Needless to say, Leo is back in working order and mentally seems the same happy-go-lucky black lab! As my dog mentor, Cesar Millan, always says, "Dogs live in the now" and "they don't hang on to the past. Humans do." So, it seems very fitting that I am thinking so much about 2010 and how big of a successful hockey year that was for me and then look at 2011 and 6 months have passed and I'm not even sure if I will even be selected to play in a series that is happening IN Vancouver! So, I look to the top of the screen and remind myself of the name of this blog: "Living in the Now" and I need to do just that. I can only control what I can control. The rest? Not up to me!

I have been very fortunate though to be asked to travel with the team as a video tech and to stay close to the team. I spent two weeks in Santiago, Chile filming and training on my own down there. Soon after, I was off to Vienna, Austria to film 4 games a day at the Champions Challenge II. Right after, a two-week trip around Italy?

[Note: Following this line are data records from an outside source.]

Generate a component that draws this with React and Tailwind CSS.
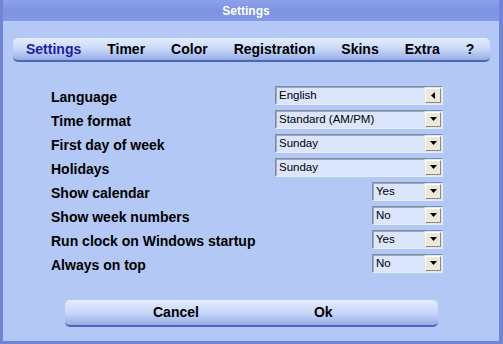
import React from "react";

const Down = () => (
  <svg width="7" height="4" viewBox="0 0 7 4"><path d="M0 0h7L3.5 4z" fill="#000" /></svg>
);
const Left = () => (
  <svg width="4" height="7" viewBox="0 0 4 7"><path d="M4 0v7L0 3.5z" fill="#000" /></svg>
);

function Combo({ value, wide, left }) {
  return (
    <div
      className={`${wide ? "w-[168px]" : "w-[71px]"} h-[19px] flex items-center border border-t-[#7f8aa3] border-l-[#7f8aa3] border-b-[#e6ecf8] border-r-[#e6ecf8] bg-[#dbe5fb]`}
    >
      <div className="flex-1 h-full flex items-center border border-t-[#a0a8bc] border-l-[#a0a8bc] border-b-[#dbe5fb] border-r-[#dbe5fb] pl-[2px] pt-[2px] text-[11.5px] text-black leading-none">
        {value}
      </div>
      <div className="w-[16px] h-[15px] mr-[1px] flex items-center justify-center bg-[#ece9d8] border border-t-white border-l-white border-b-[#8c8a80] border-r-[#8c8a80]">
        {left ? <Left /> : <Down />}
      </div>
    </div>
  );
}

const rows = [
  ["Language", "English", true, true],
  ["Time format", "Standard (AM/PM)", true],
  ["First day of week", "Sunday", true],
  ["Holidays", "Sunday", true],
  ["Show calendar", "Yes", false],
  ["Show week numbers", "No", false],
  ["Run clock on Windows startup", "Yes", false],
  ["Always on top", "No", false],
];

const tabs = ["Settings", "Timer", "Color", "Registration", "Skins", "Extra", "?"];

export default function App() {
  return (
    <div
      className="w-[503px] h-[344px] flex flex-col bg-[#b3c8f4] border-l-[3px] border-r-[4px] border-b-[3px] border-[#7083d9] overflow-hidden"
      style={{ fontFamily: '"Liberation Sans", Arial, sans-serif' }}
    >
      <div className="h-[21px] shrink-0 flex items-center justify-center pr-[10px] bg-gradient-to-b from-[#8ea2ea] via-[#7c93e2] to-[#8499e6] text-white text-[12px] font-bold">
        Settings
      </div>

      <div className="ml-[10px] mt-[17px] w-[477px] h-[24px] shrink-0 flex items-center gap-[26px] pl-[13px] rounded-[5px] bg-gradient-to-b from-[#e4edfe] via-[#c8d8f8] to-[#97aee6] border-b-[2px] border-[#4e66b8] text-[14px] font-bold text-black">
        {tabs.map((t, i) => (
          <span key={t} className={i === 0 ? "text-[#1b20a8]" : ""}>
            {t}
          </span>
        ))}
      </div>

      <div className="mt-[21px] ml-[48px] flex flex-col">
        {rows.map(([label, value, wide, left]) => (
          <div key={label} className="h-[24px] flex items-center">
            <div className="w-[224px] pt-[4px] text-[14px] font-bold text-black leading-none">{label}</div>
            <div className="w-[168px] flex justify-end">
              <Combo value={value} wide={wide} left={left} />
            </div>
          </div>
        ))}
      </div>

      <div className="ml-[62px] mt-[25px] w-[373px] h-[27px] shrink-0 flex items-center pl-[88px] gap-[115px] rounded-[5px] bg-gradient-to-b from-[#e4edfe] via-[#c8d8f8] to-[#97aee6] border-b-[2px] border-[#4e66b8] text-[14px] font-bold text-black">
        <span>Cancel</span>
        <span>Ok</span>
      </div>
    </div>
  );
}
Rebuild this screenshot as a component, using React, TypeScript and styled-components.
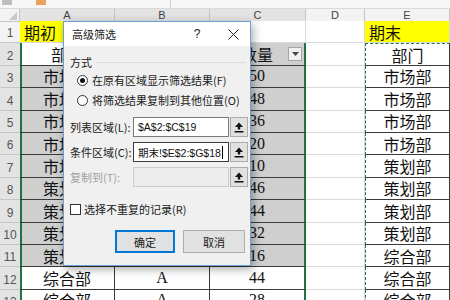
import React from 'react';
import styled, { createGlobalStyle, css } from 'styled-components';

type Fill = 'none' | 'gray' | 'yellow';
type Edge = 'grid' | 'table';

interface ICellData {
  text?: string;
  fill?: Fill;
  edge?: Edge;
  align?: 'left' | 'center';
  serif?: boolean;
  selLeft?: boolean;
  selRight?: boolean;
  marquee?: boolean;
  marqueeTop?: boolean;
  filter?: boolean;
}

const COLUMNS = '20px 95px 95px 96px 59px 85px';

const fills: Record<Fill, string> = {
  none: '#ffffff',
  gray: '#cfcfcf',
  yellow: '#ffff00',
};

// column B is under the dialog until row 12
const aValues = ['期初', '部门', '市场部', '市场部', '市场部', '市场部', '市场部', '策划部', '策划部', '策划部', '策划部', '综合部', '综合部'];
const bValues = ['', '', '', '', '', '', '', '', '', '', '', 'A', 'A'];
const cValues = ['', '数量', '50', '48', '36', '20', '10', '46', '44', '32', '16', '44', '28'];
const eValues = ['期末', '部门', '市场部', '市场部', '市场部', '市场部', '策划部', '策划部', '策划部', '策划部', '综合部', '综合部', '综合部'];

const buildRow = (i: number): ICellData[] => {
  if (i === 0) {
    return [
      { text: aValues[0], fill: 'yellow', align: 'left' },
      {},
      {},
      {},
      { text: eValues[0], fill: 'yellow', align: 'left' },
    ];
  }
  const shaded: Fill = i >= 2 && i <= 10 ? 'gray' : 'none';
  return [
    { text: aValues[i], fill: shaded, edge: 'table', selLeft: true },
    { text: bValues[i], fill: shaded, edge: 'table', serif: true },
    {
      text: cValues[i],
      fill: i === 1 ? 'gray' : shaded,
      edge: 'table',
      serif: i > 1,
      selRight: true,
      filter: i === 1,
    },
    {},
    { text: eValues[i], edge: 'table', marquee: true, marqueeTop: i === 1 },
  ];
};

const rows = aValues.map((_, i) => buildRow(i));

export default function App() {
  return (
    <>
      <GlobalStyle />
      <Sheet>
        <TopStrip>
          <StripIcon $color="#bdbdbd" />
          <StripIcon $color="#e8a25a" />
          <StripDivider />
        </TopStrip>
        <HeaderRow>
          <Corner>
            <CornerMark />
          </Corner>
          {['A', 'B', 'C', 'D', 'E'].map((letter, idx) => (
            <ColHeader key={letter} $active={idx < 3}>
              {letter}
            </ColHeader>
          ))}
        </HeaderRow>
        {rows.map((cells, i) => (
          <Row key={i}>
            <RowHeader $active={i > 0}>{i + 1}</RowHeader>
            {cells.map((cell, j) => (
              <Cell
                key={j}
                $fill={cell.fill ?? 'none'}
                $edge={cell.edge ?? 'grid'}
                $align={cell.align ?? 'center'}
                $serif={!!cell.serif}
                $selLeft={!!cell.selLeft}
                $selRight={!!cell.selRight}
                $marquee={!!cell.marquee}
                $marqueeTop={!!cell.marqueeTop}
              >
                {cell.text}
                {cell.filter ? (
                  <FilterButton>
                    <svg width="7" height="4" viewBox="0 0 7 4">
                      <path d="M0 0 L7 0 L3.5 4 Z" fill="#444" />
                    </svg>
                  </FilterButton>
                ) : null}
              </Cell>
            ))}
          </Row>
        ))}

        <Dialog>
          <TitleBar>
            <TitleText>高级筛选</TitleText>
            <HelpButton>?</HelpButton>
            <CloseButton>
              <svg width="11" height="11" viewBox="0 0 11 11">
                <path d="M0.5 0.5 L10.5 10.5 M10.5 0.5 L0.5 10.5" stroke="#222" strokeWidth="1" />
              </svg>
            </CloseButton>
          </TitleBar>
          <Body>
            <GroupHeader>
              <span>方式</span>
              <GroupLine />
            </GroupHeader>
            <RadioRow>
              <Radio $checked />
              <span>在原有区域显示筛选结果(F)</span>
            </RadioRow>
            <RadioRow>
              <Radio $checked={false} />
              <span>将筛选结果复制到其他位置(O)</span>
            </RadioRow>
            <Fields>
              <FieldRow>
                <FieldLabel $disabled={false}>列表区域(L):</FieldLabel>
                <Input $disabled={false} $focused={false}>$A$2:$C$19</Input>
                <RefButton>
                  <RefIcon />
                </RefButton>
              </FieldRow>
              <FieldRow>
                <FieldLabel $disabled={false}>条件区域(C):</FieldLabel>
                <Input $disabled={false} $focused>
                  期末!$E$2:$G$18
                  <Caret />
                </Input>
                <RefButton>
                  <RefIcon />
                </RefButton>
              </FieldRow>
              <FieldRow>
                <FieldLabel $disabled>复制到(T):</FieldLabel>
                <Input $disabled $focused={false} />
                <RefButton>
                  <RefIcon />
                </RefButton>
              </FieldRow>
            </Fields>
            <CheckRow>
              <CheckBox />
              <span>选择不重复的记录(R)</span>
            </CheckRow>
            <ButtonRow>
              <DialogButton $primary>确定</DialogButton>
              <DialogButton $primary={false}>取消</DialogButton>
            </ButtonRow>
          </Body>
        </Dialog>
      </Sheet>
    </>
  );
}

const RefIcon = () => (
  <svg width="10" height="11" viewBox="0 0 10 11">
    <path d="M5 0.5 L9 5 L6.2 5 L6.2 7.5 L3.8 7.5 L3.8 5 L1 5 Z" fill="#111" />
    <rect x="0.5" y="9" width="9" height="1.5" fill="#111" />
  </svg>
);

const GlobalStyle = createGlobalStyle`
  html, body {
    margin: 0;
    padding: 0;
  }
  body {
    width: 450px;
    height: 300px;
    overflow: hidden;
    background: #ffffff;
    font-family: "Noto Sans CJK SC", "Liberation Sans", sans-serif;
  }
`;

const Sheet = styled.div`
  position: relative;
  width: 450px;
  height: 300px;
  overflow: hidden;
  background: #ffffff;
`;

const TopStrip = styled.div`
  height: 9px;
  display: flex;
  align-items: flex-start;
  gap: 24px;
  padding-left: 2px;
  background: #f7f7f7;
  border-bottom: 1px solid #dadada;
  box-sizing: border-box;
`;

const StripIcon = styled.div<{ $color: string }>`
  width: 10px;
  height: 5px;
  background: ${({ $color }) => $color};
`;

const StripDivider = styled.div`
  width: 1px;
  height: 8px;
  margin-left: 100px;
  background: #d0d0d0;
`;

const HeaderRow = styled.div`
  display: grid;
  grid-template-columns: ${COLUMNS};
  height: 12px;
`;

const Corner = styled.div`
  position: relative;
  background: #f3f3f3;
  border-right: 1px solid #c6c6c6;
  border-bottom: 1px solid #c6c6c6;
  box-sizing: border-box;
`;

const CornerMark = styled.div`
  position: absolute;
  right: 2px;
  bottom: 1px;
  width: 0;
  height: 0;
  border-left: 8px solid transparent;
  border-bottom: 8px solid #c9c9c9;
`;

const ColHeader = styled.div<{ $active: boolean }>`
  display: flex;
  align-items: center;
  justify-content: center;
  box-sizing: border-box;
  background: ${({ $active }) => ($active ? '#e3e3e3' : '#f3f3f3')};
  border-right: 1px solid #c6c6c6;
  border-bottom: 1px solid ${({ $active }) => ($active ? '#9fb7a8' : '#c6c6c6')};
  font-family: "Liberation Sans", sans-serif;
  font-size: 11px;
  color: #444;
`;

const Row = styled.div`
  display: grid;
  grid-template-columns: ${COLUMNS};
  height: 22.4px;
`;

const RowHeader = styled.div<{ $active: boolean }>`
  display: flex;
  align-items: flex-end;
  justify-content: center;
  padding-bottom: 2px;
  box-sizing: border-box;
  background: ${({ $active }) => ($active ? '#e3e3e3' : '#f3f3f3')};
  border-bottom: 1px solid #c6c6c6;
  font-family: "Liberation Sans", sans-serif;
  font-size: 12px;
  color: #555;
`;

const Cell = styled.div<{
  $fill: Fill;
  $edge: Edge;
  $align: 'left' | 'center';
  $serif: boolean;
  $selLeft: boolean;
  $selRight: boolean;
  $marquee: boolean;
  $marqueeTop: boolean;
}>`
  position: relative;
  display: flex;
  align-items: center;
  justify-content: ${({ $align }) => ($align === 'left' ? 'flex-start' : 'center')};
  padding-left: ${({ $align }) => ($align === 'left' ? '4px' : '0')};
  box-sizing: border-box;
  overflow: hidden;
  white-space: nowrap;
  background: ${({ $fill }) => fills[$fill]};
  border-right: 1px solid ${({ $edge }) => ($edge === 'table' ? '#3a3a3a' : '#d9d9d9')};
  border-bottom: 1px solid ${({ $edge }) => ($edge === 'table' ? '#3a3a3a' : '#d9d9d9')};
  font-family: ${({ $serif }) =>
    $serif
      ? '"Liberation Serif", "Noto Sans CJK SC", serif'
      : '"Noto Sans CJK SC", "Liberation Sans", sans-serif'};
  font-size: 16px;
  color: #111;

  ${({ $selLeft }) =>
    $selLeft &&
    css`
      box-shadow: inset 2px 0 0 #217346;
    `}
  ${({ $selRight }) =>
    $selRight &&
    css`
      border-right: 2px solid #217346;
    `}
  ${({ $marquee }) =>
    $marquee &&
    css`
      border-left: 1px dashed #217346;
    `}
  ${({ $marqueeTop }) =>
    $marqueeTop &&
    css`
      border-top: 1px dashed #217346;
    `}
`;

const FilterButton = styled.div`
  position: absolute;
  right: 2px;
  top: 4px;
  width: 14px;
  height: 14px;
  display: flex;
  align-items: center;
  justify-content: center;
  box-sizing: border-box;
  background: #f0f0f0;
  border: 1px solid #a6a6a6;
`;

const Dialog = styled.div`
  position: absolute;
  left: 63px;
  top: 21px;
  width: 188px;
  height: 245px;
  box-sizing: border-box;
  display: flex;
  flex-direction: column;
  background: #f0f0f0;
  border: 1px solid #6aa0d4;
  box-shadow: 2px 3px 9px rgba(0, 0, 0, 0.35);
  font-family: "Noto Sans CJK SC", "Liberation Sans", sans-serif;
  font-size: 11px;
  color: #1a1a1a;
`;

const TitleBar = styled.div`
  height: 24px;
  display: flex;
  align-items: center;
  padding-left: 8px;
  background: #ffffff;
`;

const TitleText = styled.div`
  flex: 1;
`;

const HelpButton = styled.div`
  width: 30px;
  margin-right: 4px;
  text-align: center;
  font-family: "Liberation Sans", sans-serif;
  font-size: 12px;
`;

const CloseButton = styled.div`
  width: 34px;
  height: 24px;
  display: flex;
  align-items: center;
  justify-content: center;
`;

const Body = styled.div`
  flex: 1;
  display: flex;
  flex-direction: column;
  padding: 8px 4px 0 6px;
`;

const GroupHeader = styled.div`
  height: 16px;
  display: flex;
  align-items: center;
  gap: 4px;
`;

const GroupLine = styled.div`
  flex: 1;
  height: 1px;
  background: #dcdcdc;
`;

const RadioRow = styled.div`
  height: 20px;
  display: flex;
  align-items: center;
  gap: 4px;
  margin-left: 7px;
  &:first-of-type {
    margin-top: 5px;
  }
`;

const Radio = styled.div<{ $checked: boolean }>`
  width: 11px;
  height: 11px;
  box-sizing: border-box;
  border-radius: 50%;
  border: 1px solid #333;
  background: #fff;
  display: flex;
  align-items: center;
  justify-content: center;
  &::after {
    content: '';
    width: 5px;
    height: 5px;
    border-radius: 50%;
    background: ${({ $checked }) => ($checked ? '#111' : 'transparent')};
  }
`;

const Fields = styled.div`
  display: flex;
  flex-direction: column;
  gap: 5px;
  margin-top: 7px;
`;

const FieldRow = styled.div`
  display: grid;
  grid-template-columns: 62px 96px 18px;
  column-gap: 1px;
  height: 20px;
  align-items: stretch;
`;

const FieldLabel = styled.div<{ $disabled: boolean }>`
  display: flex;
  align-items: center;
  white-space: nowrap;
  color: ${({ $disabled }) => ($disabled ? '#a0a0a0' : '#1a1a1a')};
`;

const Input = styled.div<{ $disabled: boolean; $focused: boolean }>`
  display: flex;
  align-items: center;
  padding-left: 4px;
  box-sizing: border-box;
  overflow: hidden;
  white-space: nowrap;
  background: ${({ $disabled }) => ($disabled ? '#ececec' : '#ffffff')};
  border: 1px solid
    ${({ $disabled, $focused }) => ($disabled ? '#cccccc' : $focused ? '#3c3c3c' : '#7a7a7a')};
  font-family: "Liberation Sans", "Noto Sans CJK SC", sans-serif;
  font-size: 10.5px;
  color: #111;
`;

const Caret = styled.span`
  display: inline-block;
  width: 1px;
  height: 13px;
  margin-left: 1px;
  background: #000;
`;

const RefButton = styled.div`
  display: flex;
  align-items: center;
  justify-content: center;
  box-sizing: border-box;
  background: #e1e1e1;
  border: 1px solid #adadad;
`;

const CheckRow = styled.div`
  height: 16px;
  margin-top: 14px;
  display: flex;
  align-items: center;
  gap: 3px;
`;

const CheckBox = styled.div`
  width: 11px;
  height: 11px;
  box-sizing: border-box;
  border: 1px solid #333;
  background: #fff;
`;

const ButtonRow = styled.div`
  display: flex;
  justify-content: flex-end;
  gap: 8px;
  margin-top: 13px;
  padding-right: 1px;
`;

const DialogButton = styled.div<{ $primary: boolean }>`
  width: ${({ $primary }) => ($primary ? '60px' : '62px')};
  height: 23px;
  display: flex;
  align-items: center;
  justify-content: center;
  box-sizing: border-box;
  background: #e1e1e1;
  border: 1px solid ${({ $primary }) => ($primary ? '#0078d7' : '#adadad')};
  box-shadow: ${({ $primary }) => ($primary ? 'inset 0 0 0 1px #0078d7' : 'none')};
`;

Talk about living in the now. I have to remember just how lucky I am and how fortunate I am to get to travel so much as part of my "career." Though it may not be your typical lifestyle or 9-5 job, it certainly is part of my career path. Everything I have done that has been related to hockey seems like it is just for hockey but when I think about it? Every experience has its purpose.

One of the best things that I can say about my UVic Vikes experience is that not only did I learn how to be a student-athlete but I learned so much about myself: how I learn, how I function and all the little details that will help me in life. Whether it be time management trying to get from class to practice or working with others, somehow it all seems so applicable to the "real world." My coach at UVic, Buzz, used to always tell me after I would complain about all the little technical hockey skills we were practicing, "Ali, these are all tools you can put in your tool box and you may not be able to think of a time in a game when you may need them but just wait. You will be in a situation and your muscles will take over and pick out the right tool from your tool box."

That's just what life is. It's a giant tool box and the more open you are to new experiences and meeting new people the more tools you gain to put in your toolbox for down the road! That's exactly what hockey has been for me. It has been a sport that has pushed me mentally and physically to limits I never thought I could over come. It has been a sport that has introduced me to organizations and people all over from dealing with the Canadian Athletes Now Fund fundraiser events to earning sponsorship from Penn West Exploration. It truly is a humbling experience that I have to remember not to take for granted!

Recently graduating from University with a B.Sc. feels absolutely incredible. Sure, everyone can make the "it took you seven years" joke but I am so proud to say that I DID complete it and also while dedicating so many hours to the team and on the pitch! It is definitely a bigger deal than just graduating. It is a stepping stone to the next stage of my life and hopefully I'm still on the uphill.